# [Instruction]
Count how many lines in the material below hold the word "components"; the reply is that number alone.

# [Records provided]
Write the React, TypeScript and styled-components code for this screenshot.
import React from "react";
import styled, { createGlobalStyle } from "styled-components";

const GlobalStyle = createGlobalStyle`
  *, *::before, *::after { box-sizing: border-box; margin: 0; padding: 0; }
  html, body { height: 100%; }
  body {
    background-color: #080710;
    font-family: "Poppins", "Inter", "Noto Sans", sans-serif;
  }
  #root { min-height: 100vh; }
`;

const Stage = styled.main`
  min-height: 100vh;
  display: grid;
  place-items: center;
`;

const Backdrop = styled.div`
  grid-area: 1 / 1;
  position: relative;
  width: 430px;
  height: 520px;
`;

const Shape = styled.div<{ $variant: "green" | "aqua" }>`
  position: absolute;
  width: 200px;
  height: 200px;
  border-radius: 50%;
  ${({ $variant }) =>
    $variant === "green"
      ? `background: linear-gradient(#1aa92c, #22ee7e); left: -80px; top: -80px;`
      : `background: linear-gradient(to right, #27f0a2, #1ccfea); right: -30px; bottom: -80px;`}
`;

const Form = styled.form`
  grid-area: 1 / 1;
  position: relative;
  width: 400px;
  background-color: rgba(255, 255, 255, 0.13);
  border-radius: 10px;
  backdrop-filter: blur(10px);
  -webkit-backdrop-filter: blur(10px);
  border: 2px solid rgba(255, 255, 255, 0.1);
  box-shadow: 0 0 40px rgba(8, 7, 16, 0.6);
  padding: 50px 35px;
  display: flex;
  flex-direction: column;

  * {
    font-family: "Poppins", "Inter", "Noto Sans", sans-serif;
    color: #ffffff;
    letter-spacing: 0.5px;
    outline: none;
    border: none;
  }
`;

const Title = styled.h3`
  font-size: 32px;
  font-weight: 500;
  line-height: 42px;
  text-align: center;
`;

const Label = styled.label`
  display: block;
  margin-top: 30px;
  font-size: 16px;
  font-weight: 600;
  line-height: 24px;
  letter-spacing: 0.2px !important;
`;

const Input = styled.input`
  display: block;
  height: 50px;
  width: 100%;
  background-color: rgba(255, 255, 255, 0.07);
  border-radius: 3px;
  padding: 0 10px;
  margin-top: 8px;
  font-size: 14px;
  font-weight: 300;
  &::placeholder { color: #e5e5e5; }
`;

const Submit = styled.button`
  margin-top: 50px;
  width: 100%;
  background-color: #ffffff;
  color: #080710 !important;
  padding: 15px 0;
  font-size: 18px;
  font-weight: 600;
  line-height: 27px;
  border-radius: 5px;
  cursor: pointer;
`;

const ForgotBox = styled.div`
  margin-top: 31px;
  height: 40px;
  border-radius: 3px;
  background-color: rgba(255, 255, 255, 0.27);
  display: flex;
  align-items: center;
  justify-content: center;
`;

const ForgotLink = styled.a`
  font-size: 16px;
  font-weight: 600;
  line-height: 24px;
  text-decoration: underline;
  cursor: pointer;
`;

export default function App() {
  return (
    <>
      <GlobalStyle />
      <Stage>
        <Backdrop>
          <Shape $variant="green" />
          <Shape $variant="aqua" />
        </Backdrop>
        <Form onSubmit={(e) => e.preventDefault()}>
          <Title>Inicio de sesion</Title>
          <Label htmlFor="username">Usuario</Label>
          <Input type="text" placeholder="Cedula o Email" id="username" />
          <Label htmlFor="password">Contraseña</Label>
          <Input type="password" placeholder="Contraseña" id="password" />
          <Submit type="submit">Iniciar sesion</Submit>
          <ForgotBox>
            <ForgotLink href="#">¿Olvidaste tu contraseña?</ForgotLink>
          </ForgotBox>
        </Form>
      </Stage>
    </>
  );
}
==
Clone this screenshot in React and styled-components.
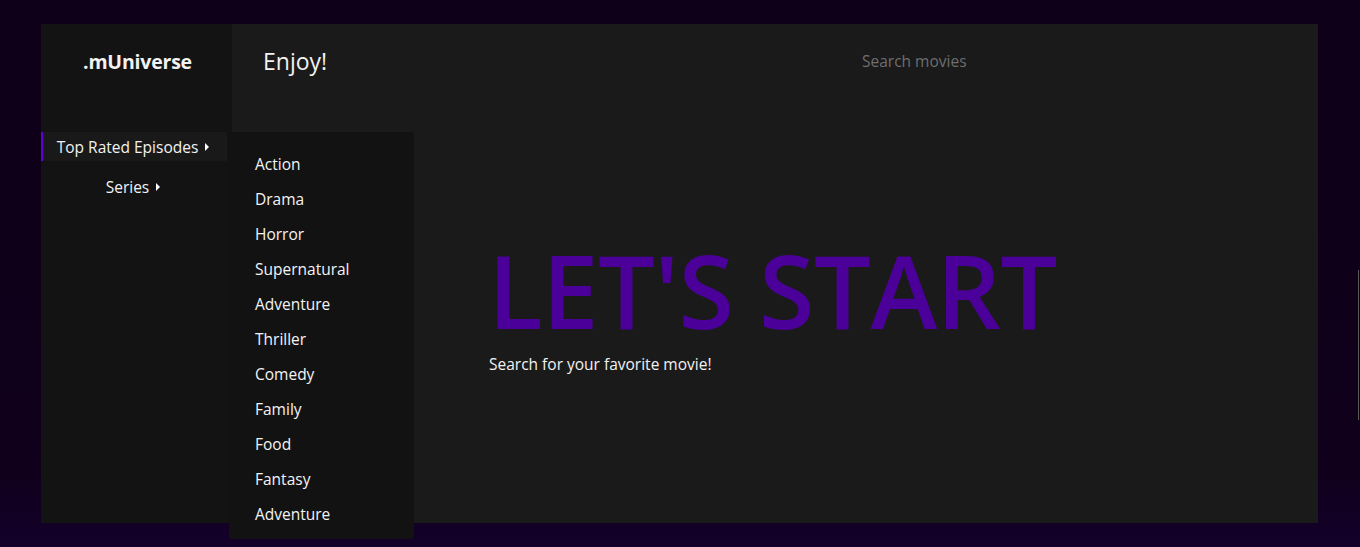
--
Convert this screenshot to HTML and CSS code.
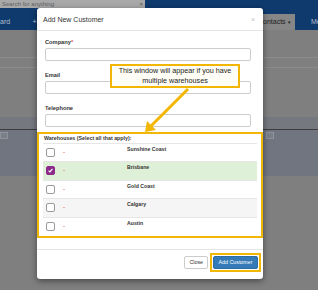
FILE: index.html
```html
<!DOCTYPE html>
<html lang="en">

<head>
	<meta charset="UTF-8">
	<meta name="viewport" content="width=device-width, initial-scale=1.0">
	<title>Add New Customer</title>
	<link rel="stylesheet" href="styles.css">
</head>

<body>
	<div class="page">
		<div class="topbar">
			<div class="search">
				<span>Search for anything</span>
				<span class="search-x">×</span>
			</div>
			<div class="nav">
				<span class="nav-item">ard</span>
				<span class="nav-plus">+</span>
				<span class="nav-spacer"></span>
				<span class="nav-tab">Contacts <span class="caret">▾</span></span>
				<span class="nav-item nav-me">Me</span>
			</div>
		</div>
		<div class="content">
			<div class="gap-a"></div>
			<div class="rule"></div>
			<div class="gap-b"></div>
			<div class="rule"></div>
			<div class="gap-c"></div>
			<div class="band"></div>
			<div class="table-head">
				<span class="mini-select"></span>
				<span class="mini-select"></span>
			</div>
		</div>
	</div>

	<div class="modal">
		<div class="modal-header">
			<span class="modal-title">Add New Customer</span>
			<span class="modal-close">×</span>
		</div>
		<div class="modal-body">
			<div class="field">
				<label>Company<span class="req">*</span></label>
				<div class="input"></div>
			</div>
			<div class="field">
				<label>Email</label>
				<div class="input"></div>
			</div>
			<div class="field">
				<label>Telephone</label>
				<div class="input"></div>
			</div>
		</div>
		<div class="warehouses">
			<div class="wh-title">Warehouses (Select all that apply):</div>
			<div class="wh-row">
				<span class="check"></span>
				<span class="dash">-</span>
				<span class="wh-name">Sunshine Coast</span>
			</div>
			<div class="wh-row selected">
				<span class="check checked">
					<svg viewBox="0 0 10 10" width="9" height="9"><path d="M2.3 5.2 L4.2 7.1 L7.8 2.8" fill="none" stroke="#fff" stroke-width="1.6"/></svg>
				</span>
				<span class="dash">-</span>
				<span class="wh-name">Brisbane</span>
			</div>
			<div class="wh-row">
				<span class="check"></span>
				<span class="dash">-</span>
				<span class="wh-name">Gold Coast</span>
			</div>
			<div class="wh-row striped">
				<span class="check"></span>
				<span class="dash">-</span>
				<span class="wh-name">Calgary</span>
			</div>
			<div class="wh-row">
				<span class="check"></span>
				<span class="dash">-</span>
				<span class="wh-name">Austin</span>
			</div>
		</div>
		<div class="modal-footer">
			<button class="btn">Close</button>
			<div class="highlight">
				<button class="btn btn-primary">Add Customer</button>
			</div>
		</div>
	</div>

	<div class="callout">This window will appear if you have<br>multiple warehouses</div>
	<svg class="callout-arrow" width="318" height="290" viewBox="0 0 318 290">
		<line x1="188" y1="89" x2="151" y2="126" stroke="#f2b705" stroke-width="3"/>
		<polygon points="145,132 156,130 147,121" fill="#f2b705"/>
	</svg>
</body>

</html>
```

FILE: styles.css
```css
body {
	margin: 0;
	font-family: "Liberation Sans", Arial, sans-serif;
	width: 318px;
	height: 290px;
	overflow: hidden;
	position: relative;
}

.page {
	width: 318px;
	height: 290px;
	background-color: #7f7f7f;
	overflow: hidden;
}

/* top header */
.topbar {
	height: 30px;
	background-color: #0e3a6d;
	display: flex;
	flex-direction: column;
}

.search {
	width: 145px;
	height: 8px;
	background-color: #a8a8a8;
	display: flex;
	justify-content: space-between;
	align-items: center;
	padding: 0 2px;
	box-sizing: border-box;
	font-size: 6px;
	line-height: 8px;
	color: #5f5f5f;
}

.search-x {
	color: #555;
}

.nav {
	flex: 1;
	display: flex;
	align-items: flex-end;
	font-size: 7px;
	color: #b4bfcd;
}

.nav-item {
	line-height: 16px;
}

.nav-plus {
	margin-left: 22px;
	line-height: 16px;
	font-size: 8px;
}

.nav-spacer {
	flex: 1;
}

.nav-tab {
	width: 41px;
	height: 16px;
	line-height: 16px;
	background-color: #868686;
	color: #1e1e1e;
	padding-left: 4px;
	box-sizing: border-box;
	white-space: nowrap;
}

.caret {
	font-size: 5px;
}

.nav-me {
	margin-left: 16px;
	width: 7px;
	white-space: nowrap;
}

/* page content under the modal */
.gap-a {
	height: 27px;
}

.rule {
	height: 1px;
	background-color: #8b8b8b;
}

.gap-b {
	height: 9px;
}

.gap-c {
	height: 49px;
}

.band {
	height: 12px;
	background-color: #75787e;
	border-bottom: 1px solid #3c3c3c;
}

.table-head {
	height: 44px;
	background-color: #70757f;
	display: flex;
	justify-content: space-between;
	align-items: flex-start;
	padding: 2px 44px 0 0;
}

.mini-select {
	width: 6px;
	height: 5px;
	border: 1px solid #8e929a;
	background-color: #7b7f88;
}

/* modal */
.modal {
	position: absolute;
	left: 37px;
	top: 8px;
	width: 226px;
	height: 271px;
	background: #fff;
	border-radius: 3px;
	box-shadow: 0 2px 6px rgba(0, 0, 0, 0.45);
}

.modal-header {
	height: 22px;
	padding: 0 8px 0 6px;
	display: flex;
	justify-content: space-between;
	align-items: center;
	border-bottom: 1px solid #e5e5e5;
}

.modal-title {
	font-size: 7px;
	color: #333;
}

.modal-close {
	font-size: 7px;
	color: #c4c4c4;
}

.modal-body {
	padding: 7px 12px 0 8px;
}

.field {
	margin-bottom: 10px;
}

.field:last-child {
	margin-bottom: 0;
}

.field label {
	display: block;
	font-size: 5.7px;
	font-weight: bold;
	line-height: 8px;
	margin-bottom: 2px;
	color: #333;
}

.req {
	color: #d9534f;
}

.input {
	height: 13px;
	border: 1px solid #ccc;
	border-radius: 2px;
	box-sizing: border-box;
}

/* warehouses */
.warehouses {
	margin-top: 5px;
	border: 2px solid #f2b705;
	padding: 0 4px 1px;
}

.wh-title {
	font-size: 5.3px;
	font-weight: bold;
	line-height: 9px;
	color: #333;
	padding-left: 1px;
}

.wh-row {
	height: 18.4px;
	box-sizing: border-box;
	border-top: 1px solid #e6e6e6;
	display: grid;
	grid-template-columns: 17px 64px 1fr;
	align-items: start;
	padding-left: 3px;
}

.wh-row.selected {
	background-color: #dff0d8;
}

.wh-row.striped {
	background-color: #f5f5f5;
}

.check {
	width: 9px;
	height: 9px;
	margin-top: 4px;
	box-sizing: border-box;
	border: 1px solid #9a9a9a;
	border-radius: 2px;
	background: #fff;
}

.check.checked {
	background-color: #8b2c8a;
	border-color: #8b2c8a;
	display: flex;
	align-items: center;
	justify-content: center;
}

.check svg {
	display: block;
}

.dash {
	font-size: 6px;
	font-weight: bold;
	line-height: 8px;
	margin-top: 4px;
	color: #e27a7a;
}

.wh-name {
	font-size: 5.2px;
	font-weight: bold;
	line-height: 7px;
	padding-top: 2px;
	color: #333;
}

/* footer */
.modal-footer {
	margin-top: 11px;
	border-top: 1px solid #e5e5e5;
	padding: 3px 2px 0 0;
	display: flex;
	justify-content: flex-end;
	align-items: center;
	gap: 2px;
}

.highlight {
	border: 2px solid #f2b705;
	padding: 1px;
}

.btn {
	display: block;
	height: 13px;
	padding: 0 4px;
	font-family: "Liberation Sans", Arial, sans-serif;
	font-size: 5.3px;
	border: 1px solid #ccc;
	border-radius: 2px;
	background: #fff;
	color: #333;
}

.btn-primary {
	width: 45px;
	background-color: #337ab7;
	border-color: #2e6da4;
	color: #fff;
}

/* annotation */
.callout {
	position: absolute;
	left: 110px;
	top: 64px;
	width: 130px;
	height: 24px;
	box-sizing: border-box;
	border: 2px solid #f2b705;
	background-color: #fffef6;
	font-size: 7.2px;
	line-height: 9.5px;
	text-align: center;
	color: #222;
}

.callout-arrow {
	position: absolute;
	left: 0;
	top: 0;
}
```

# [Response]
3